Pre-Raphaelite Brotherhood - Early Doctrines

Early Doctrines

The brotherhood's early doctrines were expressed in four declarations:

  1. to have genuine ideas to express
  2. to study nature attentively, so as to know how to express them
  3. to sympathise with what is direct and serious and heartfelt in previous art, to the exclusion of what is conventional and self-parodying and learned by rote
  4. most indispensable of all, to produce thoroughly good pictures and statues

The principles were deliberately non-dogmatic, since the brotherhood wished to emphasise the personal responsibility of individual artists to determine their own ideas and methods of depiction. Influenced by Romanticism, the members thought freedom and responsibility were inseparable. Nevertheless, they were particularly fascinated by medieval culture, believing it to possess a spiritual and creative integrity that had been lost in later eras. The emphasis on medieval culture clashed with principles of realism which stress the independent observation of nature. In its early stages, the Pre-Raphaelite Brotherhood believed its two interests were consistent with one another, but in later years the movement divided and moved in two directions. The realists were led by Hunt and Millais, while the medievalists were led by Rossetti and his followers, Edward Burne-Jones and William Morris. The split was never absolute, since both factions believed that art was essentially spiritual in character, opposing their idealism to the materialist realism associated with Courbet and Impressionism.

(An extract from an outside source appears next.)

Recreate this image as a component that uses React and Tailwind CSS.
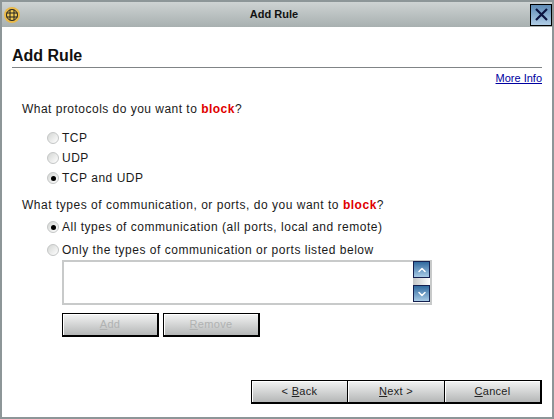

The Pre-Raphaelite Brotherhood was greatly influenced by nature and its members used great detail to show the natural world using bright and sharp focus techniques on a white canvas. In attempts to revive the brilliance of colour found in Quattrocento art, Hunt and Millais developed a technique of painting in thin glazes of pigment over a wet white ground in the hope that the colours would retain jewel-like transparency and clarity. Their emphasis on brilliance of colour was a reaction to the excessive use of bitumen by earlier British artists, such as Reynolds, David Wilkie and Benjamin Robert Haydon. Bitumen produces unstable areas of muddy darkness, an effect the Pre-Raphaelites despised.